When Bradley Davies was caught with drugs, an axe, and cash in his car, he was peddling methamphetamine to fuel an addiction so severe he’s been diagnosed with a meth-use disorder.
At the time, in May last year, he was on bail awaiting sentence for his ninth breach of protection order charge which he defended at trial.
Judge Stephen Clark found him guilty and sentenced him on that, along with multiple drug charges, plus his 21st for driving while disqualified, in the Hamilton District Court.
The protection order breach stemmed from a series of “fairly innocuous” text messages to the victim in October 2021.
At his trial, Davies said he’d previously had contact with the woman and had a “belief” he could do so.
However, Judge Stephen Clark found him guilty and told him that belief was not a reasonable excuse to contact her.
Davies earlier admitted charges of driving while disqualified and driving with excess breath alcohol on May 6 last year in Thames.
He returned a breath alcohol of 600 micrograms of alcohol per litre of breath, when the limit is 250mcg.
While on bail for that, Davies, listed in court documents as living in Thames-Coromandel, was stopped again six months later in Mt Maunganui.
Officers searched his car and found a tomahawk under the driver’s seat, and a bag containing drugs, cash, and utensils.
This included 5.25 grams of methamphetamine, divided into seven-and-a-half-quarter gram containers, seven tabs of LSD, $1026 in cash, digital scales, butane lighters, and other drug utensils.
Davies’ counsel Bill Nabney said his client had since been diagnosed with a severe methamphetamine use disorder and moderate alcohol disorder.
He was noted as being a meth user of “some significance”; dealing in the drug to drive his own addiction, Nabney said.
In sentencing Davies to jail, Judge Clark said the defendant’s previous convictions complicated the case.

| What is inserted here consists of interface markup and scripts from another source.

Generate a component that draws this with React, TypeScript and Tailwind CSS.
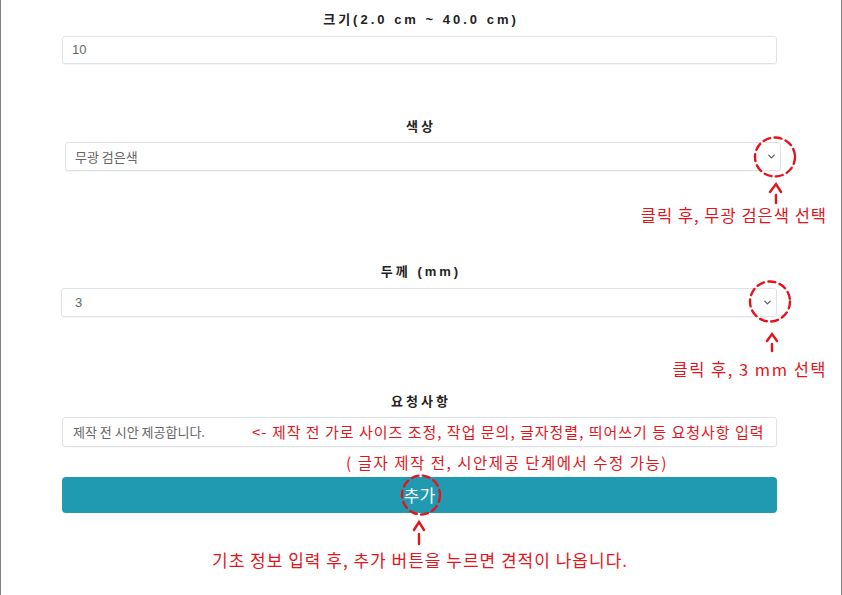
import { ChevronDown } from "lucide-react";

const label = "h-4 flex items-center justify-center text-[13px] font-bold tracking-[3px] text-[#222] leading-4";
const box = "h-full w-full flex items-center rounded-[3px] border border-[#dfe3e7] bg-white text-[13px] text-[#666] shadow-[0_1px_1px_rgba(0,0,0,0.04)]";
const note = "text-[#e3141c] leading-6 whitespace-nowrap font-['Noto_Sans_CJK_KR',sans-serif]";

const Marks = () => (
    <svg className="absolute inset-0 pointer-events-none" width="842" height="595" viewBox="0 0 842 595" fill="none" stroke="#e3141c" strokeWidth="2.4" strokeLinecap="round">
        {/* color select */}
        <ellipse cx="774" cy="157" rx="20" ry="19.5" strokeDasharray="7 4.5" />
        <polyline points="769,192 775,184 780,192" />
        <line x1="775" y1="195" x2="775" y2="203" />

        {/* thickness select */}
        <ellipse cx="769" cy="301.5" rx="20" ry="20" strokeDasharray="7 4.5" />
        <polyline points="766,341 771,334 776,341" />
        <line x1="771" y1="344" x2="771" y2="351" />

        {/* add button */}
        <ellipse cx="420" cy="495" rx="19" ry="19.5" strokeDasharray="7 4.5" />
        <polyline points="413,530 418,522 423,530" />
        <line x1="418" y1="534" x2="418" y2="544" />
    </svg>
);

const App = () => {
    return (
        <div className="relative w-[842px] h-[595px] overflow-hidden bg-white border-x border-[#808080] font-['Liberation_Sans','Noto_Sans_CJK_KR',sans-serif]">
            <div className="flex flex-col pt-[12px]">

                {/* size */}
                <div className={label}>크기(2.0 cm ~ 40.0 cm)</div>
                <div className="mt-2 ml-[61px] mr-[64px] h-[28px]">
                    <div className={box + " pl-[9px]"}>10</div>
                </div>

                {/* color */}
                <div className={label + " mt-[55px]"}>색상</div>
                <div className="mt-[7px] ml-[64px] mr-[60px] h-[29px]">
                    <div className={box + " pl-[9px] pr-[2px] justify-between"}>
                        <span className="font-['Noto_Sans_CJK_KR',sans-serif]">무광 검은색</span>
                        <ChevronDown size={11} strokeWidth={2.6} className="text-[#555] mr-[1px]" />
                    </div>
                </div>
                <div className="mt-[32px] flex justify-end pr-[14px]">
                    <span className={note + " text-[16.5px] tracking-[1px]"}>클릭 후, 무광 검은색 선택</span>
                </div>

                {/* thickness */}
                <div className={label + " mt-[37px]"}>두께 (mm)</div>
                <div className="mt-2 ml-[60px] mr-[64px] h-[29px]">
                    <div className={box + " pl-[13px] pr-[3px] justify-between"}>
                        <span>3</span>
                        <ChevronDown size={11} strokeWidth={2.6} className="text-[#555]" />
                    </div>
                </div>
                <div className="mt-[40px] flex justify-end pr-[14px]">
                    <span className={note + " text-[16.5px] tracking-[1.5px]"}>클릭 후, 3 mm 선택</span>
                </div>

                {/* request */}
                <div className={label + " mt-[13px]"}>요청사항</div>
                <div className="relative mt-[7px] ml-[61px] mr-[64px] h-[30px]">
                    <div className={box + " pl-[10px] font-['Noto_Sans_CJK_KR',sans-serif]"}>제작 전 시안 제공합니다.</div>
                    <span className={note + " absolute left-[190px] top-[3px] text-[15px] tracking-[1px]"}>
                        &lt;- 제작 전 가로 사이즈 조정, 작업 문의, 글자정렬, 띄어쓰기 등 요청사항 입력
                    </span>
                </div>
                <div className="mt-[5px] h-5 flex items-center pl-[345px]">
                    <span className={note + " text-[15.5px] tracking-[1.5px]"}>( 글자 제작 전, 시안제공 단계에서 수정 가능)</span>
                </div>

                {/* add button */}
                <div className="mt-[5px] ml-[61px] mr-[64px] h-[36px]">
                    <button className="h-full w-full rounded-[4px] bg-[#1f9ab0] text-white text-[17px] font-['Noto_Sans_CJK_KR',sans-serif]">추가</button>
                </div>
                <div className="mt-[35px] pl-[211px]">
                    <span className={note + " text-[17px] tracking-[1px]"}>기초 정보 입력 후, 추가 버튼을 누르면 견적이 나옵니다.</span>
                </div>
            </div>

            <Marks />
        </div>
    );
};

export default App;
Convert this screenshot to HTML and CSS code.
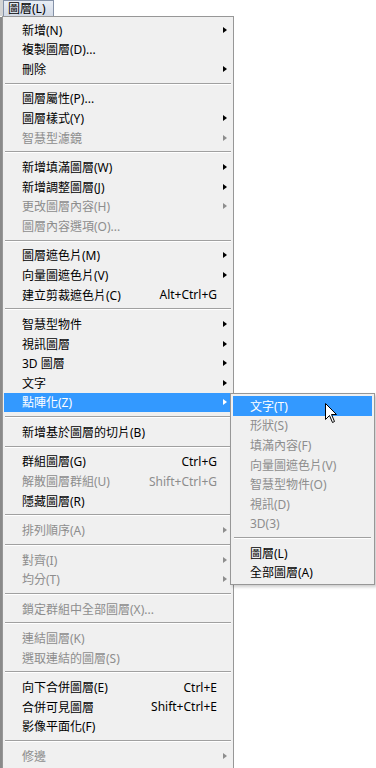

“Although fairly innocuous, on the face of it, you have, on my count, at least eight previous [convictions] for similar [breaching protection order] offending,” adding that it would have a cumulative psychological effect on the victim.
“You have a long and unenviable criminal history that runs into 19 pages.”
It was the meth offending that was most serious, given the amount he had on him, but Judge Clark noted the various reports about his history and his “unsettled upbringing” that involved early exposure to alcohol and abuse.
After handing down discounts for that childhood, and addictions, the judge came to an end term of 33 months in prison.
He also disqualified Davies from driving for 18 months on the driving charges.